The spatial and seasonal patterns of extreme rainfall points and events between the 50- and 100-yr recurrence intervals were very similar. For the 1-h duration, there was a high density of points along the East Coast, in the western plains, and along the Ohio River valley, though these results may reflect limitations in the historical recurrence interval thresholds. Approximately 93 (52) events occurred in any given year for the 50-yr (100 yr) recurrence interval at this time duration. The late-evening to overnight hours (1600–0000 LST) were the most active for extreme rainfall. The 50-yr (100 yr), 6-h recurrence interval averaged 87 (55) events in any given year with a point maximum in August over the 10-yr period. The location of the 24-h recurrence interval points were the most uniformly distributed across the central and eastern United States. This time duration averaged about 46 (29) events per year for the 50-yr (100 yr) recurrence interval; however, the 24-h events had more points per event. This resulted in the overall point maximum falling in September in connection with the annual maximum in tropical cyclone activity. Conversely, the event maximum for the 24-h duration occurred in June, with July and August following closely behind. Over all three time durations, the most events occurred in the summer months of JJA, and the least occurred in the winter months of DJF.

Most of the extreme rainfall events at the 100-yr, 24-h duration were caused by mesoscale convective systems (MCSs), which peaked in JJA, consistent with previous studies. Approximately 30% were caused by synoptic systems with a fairly uniform monthly distribution, and 7% were tropical with a peak in September.

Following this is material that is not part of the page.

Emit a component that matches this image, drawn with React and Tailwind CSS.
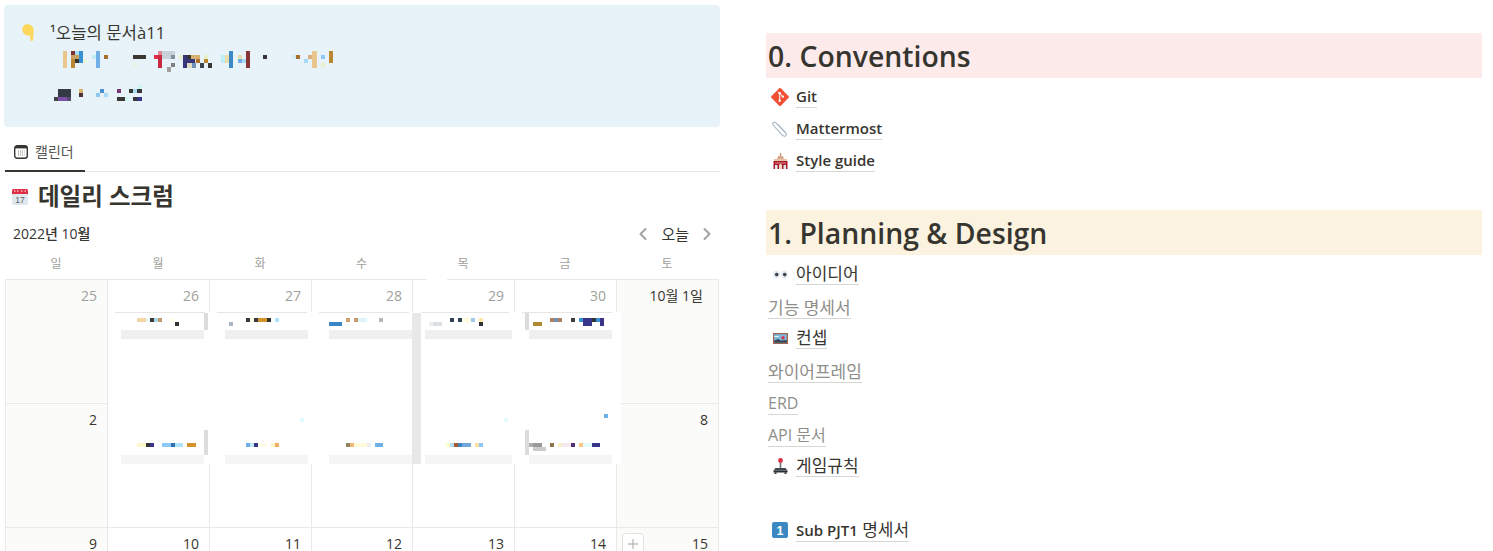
import { ChevronLeft, ChevronRight, Plus } from "lucide-react";

// [x, y, w, h, color] in page coordinates, the blurred-out parts of the screenshot
const calloutPixels = [
  [63, 51, 4, 17, "#e8c68c"], [71, 51, 4, 4, "#7f3030"], [75, 51, 4, 4, "#a8dcf5"], [79, 51, 4, 12, "#3a90d0"],
  [75, 55, 4, 4, "#c8a060"], [75, 59, 4, 4, "#333333"], [71, 55, 4, 4, "#c8a060"], [71, 59, 4, 9, "#b88830"], [83, 59, 4, 4, "#e8f5d8"],
  [96, 51, 4, 17, "#6fb0e8"], [92, 55, 4, 4, "#c0eef8"], [104, 55, 4, 4, "#a87030"],
  [133, 55, 13, 4, "#3a3835"], [133, 63, 4, 4, "#e8f2dc"],
  [154, 55, 4, 4, "#e03048"], [158, 55, 4, 13, "#c82840"], [158, 51, 4, 4, "#e08890"], [162, 51, 13, 8, "#c8d0d8"],
  [171, 55, 4, 4, "#8090a0"], [171, 63, 4, 4, "#808080"], [167, 67, 4, 5, "#a0a0a0"],
  [179, 55, 4, 4, "#e8f0c8"], [183, 55, 4, 13, "#38357a"], [187, 55, 4, 4, "#3a3835"], [187, 59, 8, 4, "#38357a"],
  [191, 55, 9, 4, "#d8b070"], [195, 59, 4, 4, "#e8dcb0"], [196, 59, 4, 4, "#a87030"], [187, 63, 5, 5, "#e0dcc0"], [192, 63, 4, 5, "#7090c0"],
  [200, 63, 4, 5, "#3a4450"], [204, 55, 4, 4, "#e8f0c8"], [204, 59, 4, 4, "#b88830"], [208, 63, 4, 5, "#3a3835"],
  [221, 55, 4, 8, "#c0eef8"], [225, 55, 4, 8, "#e8dca8"], [229, 51, 4, 17, "#3a88c8"], [238, 55, 4, 4, "#e8dca8"], [238, 59, 4, 4, "#6fb0e8"], [242, 59, 4, 4, "#a8dcf5"],
  [246, 51, 4, 17, "#8a3535"], [263, 55, 4, 4, "#333333"], [292, 55, 4, 4, "#d0f0f5"], [296, 55, 4, 4, "#a87030"], [304, 59, 4, 4, "#a8dcf5"],
  [308, 55, 4, 4, "#d8b080"], [312, 51, 5, 17, "#e8c68c"], [321, 55, 4, 4, "#8cc8fa"], [321, 63, 4, 4, "#e8f0c8"], [329, 51, 4, 12, "#b88830"],
  [58, 89, 13, 8, "#333a45"], [54, 97, 4, 4, "#444444"], [58, 97, 9, 4, "#7a50a8"], [67, 97, 4, 4, "#5a4a70"],
  [79, 89, 4, 4, "#d8b070"], [79, 93, 4, 4, "#4a3030"], [92, 89, 4, 4, "#e0f5f8"], [100, 89, 4, 4, "#4a90d0"], [96, 93, 4, 4, "#8cc8f0"], [104, 93, 4, 4, "#a8dcf5"],
  [117, 89, 4, 4, "#703a70"], [129, 89, 4, 4, "#3a3835"], [133, 89, 4, 4, "#a8dcf5"], [137, 89, 5, 4, "#3a3835"], [137, 85, 5, 4, "#d0f5f5"],
  [117, 97, 8, 4, "#3a3835"], [125, 97, 4, 4, "#d0f5f5"], [133, 97, 4, 4, "#3a3835"], [137, 97, 5, 4, "#38358a"],
];

const overlayPixels = [
  // gutters and grey bars of the pasted cards
  [115, 312, 90, 1, "#e6e6e6"], [217, 312, 90, 1, "#e6e6e6"], [319, 312, 90, 1, "#e6e6e6"], [421, 312, 88, 1, "#e6e6e6"], [522, 312, 90, 1, "#e6e6e6"],
  [204, 313, 4, 17, "#dcdcdc"], [412, 313, 9, 151, "#e8e8e6"], [525, 313, 4, 17, "#dcdcdc"],
  [121, 330, 83, 9, "#efefef"], [225, 330, 83, 9, "#efefef"], [329, 330, 83, 9, "#efefef"], [425, 330, 87, 9, "#efefef"], [529, 330, 83, 9, "#efefef"],
  [204, 430, 4, 25, "#dcdcdc"], [525, 430, 4, 25, "#dcdcdc"],
  [121, 455, 83, 9, "#f5f5f5"], [225, 455, 83, 9, "#f5f5f5"], [329, 455, 83, 9, "#f5f5f5"], [425, 455, 87, 9, "#f5f5f5"], [529, 455, 83, 9, "#f5f5f5"],
  // first row
  [137, 318, 9, 4, "#f5d5a5"], [146, 318, 4, 4, "#e6f9fb"], [150, 318, 4, 4, "#3a3a3a"], [154, 318, 4, 4, "#a8d8f0"], [158, 318, 4, 4, "#c49a6c"], [171, 318, 4, 4, "#fdfde8"], [175, 322, 4, 4, "#333333"],
  [246, 318, 4, 4, "#333a45"], [250, 318, 4, 4, "#fff8e0"], [254, 318, 4, 4, "#3a3a45"], [258, 318, 9, 4, "#d4922a"], [267, 318, 4, 4, "#333333"], [275, 318, 4, 4, "#aee4fb"], [229, 322, 4, 4, "#aab4c4"],
  [346, 318, 4, 4, "#cfa070"], [354, 318, 4, 4, "#c99a70"], [358, 318, 9, 4, "#dff3fb"], [379, 318, 4, 4, "#b8b8b8"], [329, 322, 13, 4, "#3b86c6"],
  [450, 318, 4, 4, "#33415a"], [458, 318, 4, 4, "#33415a"], [462, 318, 9, 4, "#fdfbe0"], [471, 318, 4, 4, "#a0cbe8"], [479, 318, 4, 4, "#fde6a8"], [429, 322, 4, 4, "#eeeeee"], [433, 322, 9, 4, "#dcdfe2"], [479, 322, 4, 4, "#333333"],
  [550, 318, 4, 4, "#b5835a"], [554, 318, 4, 4, "#6f8fb5"], [558, 318, 4, 4, "#b0805a"], [571, 318, 4, 4, "#443a35"], [579, 318, 4, 4, "#3a90d0"], [583, 318, 9, 8, "#39358a"], [592, 318, 4, 4, "#333333"], [596, 318, 4, 4, "#3a90d0"], [600, 318, 4, 8, "#39358a"], [533, 322, 9, 4, "#b08830"],
  // second row
  [137, 443, 9, 4, "#fdf8c8"], [146, 443, 4, 4, "#333333"], [150, 443, 4, 4, "#39358a"], [162, 443, 9, 4, "#8cc8fa"], [171, 443, 4, 4, "#3070b0"], [175, 443, 8, 4, "#aee4fb"], [187, 443, 9, 4, "#d4922a"],
  [246, 443, 4, 4, "#6fb0e8"], [250, 443, 4, 4, "#c0e8f8"], [254, 443, 4, 4, "#39358a"], [258, 443, 9, 4, "#fdfde8"], [271, 443, 4, 4, "#fdf5c8"], [275, 443, 4, 4, "#f0b060"],
  [346, 443, 4, 4, "#8f8560"], [350, 443, 4, 4, "#f0b878"], [354, 443, 13, 4, "#fdfbd8"], [367, 443, 4, 4, "#eeeeee"], [375, 443, 8, 4, "#6fb0e8"],
  [446, 443, 4, 4, "#fdfdc8"], [450, 443, 4, 4, "#b0e0f0"], [454, 443, 4, 4, "#a85a30"], [458, 443, 4, 4, "#3b86c6"], [462, 443, 9, 4, "#6fa8d8"], [475, 443, 4, 4, "#fde0a0"], [479, 443, 4, 4, "#8cc8fa"],
  [529, 443, 4, 4, "#b0b0b0"], [533, 443, 9, 4, "#999999"], [533, 447, 13, 4, "#cccccc"], [550, 443, 4, 4, "#8f7548"], [558, 443, 4, 4, "#fdf0c8"], [562, 443, 9, 4, "#f5e8f0"], [571, 443, 4, 4, "#553070"], [579, 443, 4, 4, "#fdc880"], [583, 443, 9, 4, "#e5fafa"], [592, 443, 8, 4, "#39358a"],
  // strays
  [604, 414, 4, 4, "#6fb0e8"], [300, 418, 4, 4, "#e0fbfb"], [504, 418, 4, 4, "#e5fafa"],
];

const rows = [
  [["25", "muted"], ["26", "muted"], ["27", "muted"], ["28", "muted"], ["29", "muted"], ["30", "muted"], ["10월 1일", "first"]],
  [["2"], ["3"], ["4"], ["5"], ["6"], ["7"], ["8"]],
  [["9"], ["10"], ["11"], ["12"], ["13"], ["14"], ["15"]],
];

const weekdays = ["일", "월", "화", "수", "목", "금", "토"];

function Pixels({ data, x, y, w, h, className }) {
  return (
    <svg className={className} width={w} height={h} viewBox={`${x} ${y} ${w} ${h}`} shapeRendering="crispEdges">
      {data.map(([px, py, pw, ph, fill], i) => (
        <rect key={i} x={px} y={py} width={pw} height={ph} fill={fill} />
      ))}
    </svg>
  );
}

function HandIcon() {
  return (
    <svg width="14" height="18" viewBox="0 0 14 18" fill="#fdd75c">
      <path d="M.3 5.500C.3 2.300 2.500.300 5.500.300c3 0 5.500 1.700 6 4.500.3 1.600.2 3 0 4.200l-.5 7.200c-.1 1.100-2.400 1.100-2.500 0L8 11.500c-.6.100-1.600.100-2.300-.1C2.600 11.200.3 8.700.3 5.500z" />
    </svg>
  );
}

function CalendarTabIcon() {
  return (
    <svg width="14" height="14" viewBox="0 0 14 14" fill="none">
      <rect x="0.700" y="0.700" width="12.600" height="12.600" rx="2.500" fill="#fff" stroke="#37352f" strokeWidth="1.400" />
      <rect x="1" y="1" width="12" height="2.400" fill="#37352f" />
      <path d="M4 6h6.500M4 8h6.500M4 10h6.500" stroke="#8a8985" strokeDasharray="1 1" />
    </svg>
  );
}

function CalendarEmoji() {
  return (
    <svg width="16" height="17" viewBox="0 0 16 17">
      <rect x="0" y="1" width="16" height="16" rx="1.500" fill="#e1e8ed" />
      <path d="M0 6V2.500A1.500 1.500 0 0 1 1.500 1h13A1.500 1.500 0 0 1 16 2.500V6z" fill="#dd2e44" />
      <path d="M2 3h1.500M5 3h1.500M9 3h1.500M12.500 3H14" stroke="#fff" strokeWidth="1.200" />
      <text x="8" y="15" textAnchor="middle" fontSize="8.500" fill="#55606a" fontFamily="Liberation Sans, sans-serif">17</text>
    </svg>
  );
}

function GitIcon() {
  return (
    <svg width="20" height="20" viewBox="0 0 20 20">
      <rect x="3.300" y="3.300" width="13.400" height="13.400" rx="1.200" transform="rotate(45 10 10)" fill="#f05033" />
      <path d="M8 4.500l5 5.200M9.700 6.300v7.500" stroke="#fff" strokeWidth="1" fill="none" />
      <circle cx="9.700" cy="6.300" r="1.200" fill="#fff" />
      <circle cx="12.800" cy="9.600" r="1.200" fill="#fff" />
      <circle cx="9.700" cy="13.800" r="1.200" fill="#fff" />
    </svg>
  );
}

function ClipIcon() {
  return (
    <svg width="16" height="16" viewBox="0 0 16 16" fill="none" stroke="#a5b4c2" strokeWidth="1.100" strokeLinecap="round" strokeLinejoin="round">
      <path d="M14 12.500L4.500 2.300C3.300 1 1.500 1 1 2c-.5 1 0 2 .9 3l8.400 9.200c1.300 1.300 3 1.300 3.700.3.600-.9.400-2-.5-3L6 3.700" />
    </svg>
  );
}

function SchoolIcon() {
  return (
    <svg width="15" height="16" viewBox="0 0 15 16">
      <rect x="6.800" y="0" width="1.400" height="3" fill="#c79a7c" />
      <path d="M5 3h5l1 3H4z" fill="#d9a98b" />
      <rect x="1" y="6" width="13" height="2" fill="#e6c3a9" />
      <rect x="0.500" y="8" width="14" height="8" fill="#a9172d" />
      <rect x="2" y="12" width="2.500" height="4" fill="#e1e8ed" />
      <rect x="10.500" y="12" width="2.500" height="4" fill="#e1e8ed" />
      <path d="M6 16v-4l1.500-1.500L9 12v4z" fill="#f4d9c6" />
      <path d="M2 10h11" stroke="#f2b3a9" strokeWidth="0.800" />
    </svg>
  );
}

function EyesIcon() {
  return (
    <svg width="15" height="9" viewBox="0 0 15 9">
      <ellipse cx="3.500" cy="4.500" rx="3.400" ry="4" fill="#e6ebef" />
      <ellipse cx="11.500" cy="4.500" rx="3.400" ry="4" fill="#e6ebef" />
      <circle cx="3.700" cy="4.600" r="1.800" fill="#3d4650" />
      <circle cx="11.700" cy="4.600" r="1.800" fill="#3d4650" />
    </svg>
  );
}

function PictureIcon() {
  return (
    <svg width="15" height="11" viewBox="0 0 15 11">
      <rect width="15" height="11" fill="#a0654a" />
      <rect x="1.200" y="1.200" width="12.600" height="8.600" fill="#7db8dd" />
      <path d="M1.200 4h4l1-1h-5z" fill="#eaf3f8" />
      <path d="M1.200 9.800V7.500L5 6l3 1.500 5.800-.5v2.800z" fill="#3a4856" />
      <circle cx="10" cy="4.800" r="1.700" fill="#d9344f" />
    </svg>
  );
}

function JoystickIcon() {
  return (
    <svg width="15" height="16" viewBox="0 0 15 16">
      <rect x="6.700" y="3" width="1.600" height="8" fill="#66757f" />
      <circle cx="7.500" cy="2.500" r="2.400" fill="#dd2e44" />
      <path d="M0.500 12.500l2-2.500h10l2 2.500z" fill="#414a52" />
      <rect x="0.500" y="12.500" width="14" height="2" fill="#292f33" />
      <rect x="1.500" y="14.500" width="2" height="1.500" fill="#292f33" />
      <rect x="11.500" y="14.500" width="2" height="1.500" fill="#292f33" />
    </svg>
  );
}

function KeycapIcon() {
  return (
    <svg width="16" height="16" viewBox="0 0 16 16">
      <rect width="16" height="16" rx="2" fill="#3b88c3" />
      <text x="8" y="13" textAnchor="middle" fontSize="12.500" fontWeight="700" fill="#fff" fontFamily="Liberation Sans, sans-serif">1</text>
    </svg>
  );
}

function PageLink({ icon, children, muted, className = "" }) {
  return (
    <div className={`flex items-center h-8 ${muted ? "pt-1" : ""} ${className}`}>
      {icon && <span className="w-6 h-5 flex items-center justify-center ml-[2px] mr-1 shrink-0">{icon}</span>}
      <span className={`leading-[21px] border-b border-[#d6d6d4] ${muted ? "text-[#8f8e8a]" : "text-[#37352f]"}`}>
        {children}
      </span>
    </div>
  );
}

function DayCell({ label, tone, weekend, withAdd }) {
  return (
    <div className={`border-l border-t border-[#e9e9e7] pt-[6px] flex justify-between items-start text-sm leading-5 ${tone === "first" ? "pr-[15px]" : "pr-[10px]"} ${weekend ? "bg-[#fbfbfa]" : "bg-white"} ${tone === "muted" ? "text-[#a09f9b]" : "text-[#37352f]"}`}>
      {withAdd ? (
        <span className="ml-[5px] mt-[-1px] w-[22px] h-[22px] border border-[#e3e3e1] rounded flex items-center justify-center bg-white">
          <Plus size={16} strokeWidth={1.500} className="text-[#a5a4a0]" />
        </span>
      ) : <span />}
      <span>{label}</span>
    </div>
  );
}

export default function App() {
  return (
    <div
      className="flex w-[1493px] h-[551px] overflow-hidden bg-white text-[#37352f]"
      style={{ fontFamily: '"Open Sans", "Noto Sans CJK KR", sans-serif' }}
    >
      {/* Left column */}
      <div className="w-[716px] ml-1 mt-[5px] shrink-0">
        <div className="relative h-[122px] bg-[#e7f3f8] rounded flex items-start pl-[18px] pt-[19px]">
          <HandIcon />
          <span className="ml-[14px] text-[16.700px] leading-[20px] mt-[-1px]">¹오늘의 문서à11</span>
          <Pixels data={calloutPixels} x={4} y={5} w={340} h={100} className="absolute left-0 top-0" />
        </div>

        <div className="mt-[6px] h-[39px] border-b border-[#e9e9e7] flex">
          <div className="ml-px w-20 h-[39px] border-b-2 border-[#37352f] flex items-center pl-[9px] gap-[7px] text-sm text-[#55534e]">
            <CalendarTabIcon />
            <span>캘린더</span>
          </div>
        </div>

        <div className="flex items-center h-[26px] mt-[11px] ml-2 gap-[10px]">
          <CalendarEmoji />
          <h1 className="text-[23.500px] font-semibold leading-[26px]">데일리 스크럼</h1>
        </div>

        <div className="flex items-center justify-between h-5 mt-[15px] ml-[9px] pr-[3px]">
          <span className="text-sm font-medium">2022년 10월</span>
          <div className="flex items-center gap-2 text-[15px]">
            <ChevronLeft size={20} strokeWidth={2.500} className="text-[#a5a4a0]" />
            <span>오늘</span>
            <ChevronRight size={20} strokeWidth={2.500} className="text-[#a5a4a0]" />
          </div>
        </div>

        {/* Calendar */}
        <div className="relative ml-px mt-[9px]">
          <div className="grid grid-cols-[102px_102px_102px_101px_102px_102px_102px] h-[26px]">
            {weekdays.map((d) => (
              <div key={d} className="text-center text-xs leading-[22px] text-[#a09f9b]">{d}</div>
            ))}
          </div>
          <div className="w-[714px] grid grid-cols-[102px_102px_102px_101px_102px_102px_102px] grid-rows-[124px_124px_124px] border-r border-[#e9e9e7]">
            {rows.flatMap((row, r) =>
              row.map(([label, tone], c) => (
                <DayCell
                  key={`${r}-${c}`}
                  label={label}
                  tone={tone}
                  weekend={c === 0 || c === 6}
                  withAdd={r === 2 && c === 6}
                />
              ))
            )}
          </div>
          {/* blurred screenshot pasted over the calendar */}
          <div className="absolute left-[103px] top-[59px] w-[513px] h-[152px] bg-white">
            <Pixels data={overlayPixels} x={108} y={312} w={513} h={152} />
          </div>
          <div className="absolute left-[422px] top-[26px] w-5 h-[2px] bg-white" />
        </div>
      </div>

      {/* Right column */}
      <div className="w-[716px] ml-[46px] mt-[33px] shrink-0">
        <h2 className="h-[45px] bg-[#fdebec] pl-[2px] text-[28.400px] leading-[47px] font-semibold">0. Conventions</h2>
        <div className="mt-[3px] font-semibold text-[15px]">
          <PageLink icon={<GitIcon />}>Git</PageLink>
          <PageLink icon={<ClipIcon />}>Mattermost</PageLink>
          <PageLink icon={<SchoolIcon />}>Style guide</PageLink>
        </div>

        <h2 className="mt-[33px] h-[45px] bg-[#fbf3df] pl-[2px] text-[28.400px] leading-[47px] font-semibold">1. Planning &amp; Design</h2>
        <div className="mt-[3px] text-[17px]">
          <PageLink icon={<EyesIcon />}>아이디어</PageLink>
          <PageLink muted className="pl-[2px]">기능 명세서</PageLink>
          <PageLink icon={<PictureIcon />}>컨셉</PageLink>
          <PageLink muted className="pl-[2px]">와이어프레임</PageLink>
          <PageLink muted className="pl-[2px] text-base">ERD</PageLink>
          <PageLink muted className="pl-[2px] text-base">API 문서</PageLink>
          <PageLink icon={<JoystickIcon />}>게임규칙</PageLink>
          <PageLink icon={<KeycapIcon />} className="mt-8">
            <span className="font-semibold text-[15px]">Sub PJT1</span> 명세서
          </PageLink>
        </div>
      </div>
    </div>
  );
}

This extreme rainfall identification method allows for the unique analysis of events, including the ability to objectively rank the extremity of events (i.e., the most points occurring within a single event). During 2002–11, the top two events were Hurricane Irene (2011) and the Nashville flood event (2010). Four additional top 10 events were the result of tropical cyclones. Two of the top 10 events over this time period were TL/AS MCS events. Further analysis showed the larger, widespread TL/AS events had stronger low-level winds, stronger warm air advection, and stronger and more expansive frontogenesis in the inflow than the smaller, concentrated events. Total precipitable water levels were indistinguishable between widespread and concentrated events in the column above the most extreme rainfall point; however, the composite of the widespread events had an area of larger total precipitable water in the inflow layer when compared to the concentrated events.

Finally, since the stage-IV analysis is produced in near–real time, it is also possible to use the same methods described in this manuscript to automatically identify extreme rainfall events shortly after they occur. (The near-real-time results, as well as an archive of all events identified in the past, are displayed online at http://schumacher.atmos.colostate.edu/precip_monitor.) This database provides many avenues for future exploration. We suggest extending our analysis beyond the 10-yr period analyzed in this paper and including the use of the new threshold maps that were in development at the time this study was performed. Future research will also include expanding the analysis to the western United States and using the database of events for further meteorological understanding.

Acknowledgments

We thank the three anonymous reviewers for their comments that helped improve the paper. The stage-IV precipitation analyses were obtained from the National Center for Atmospheric Research(NCAR) Earth Observing Laboratory (EOL). The North American Regional Reanalysis (NARR) was obtained from the National Climatic Data Center (NCDC). Gridded threshold data for the different recurrence intervals and durations were obtained from The Automated Geospatial Watershed Assessment Tool from the University of Arizona. This research was supported by National Science Foundation Grants AGS-0954908 and AGS-1157425.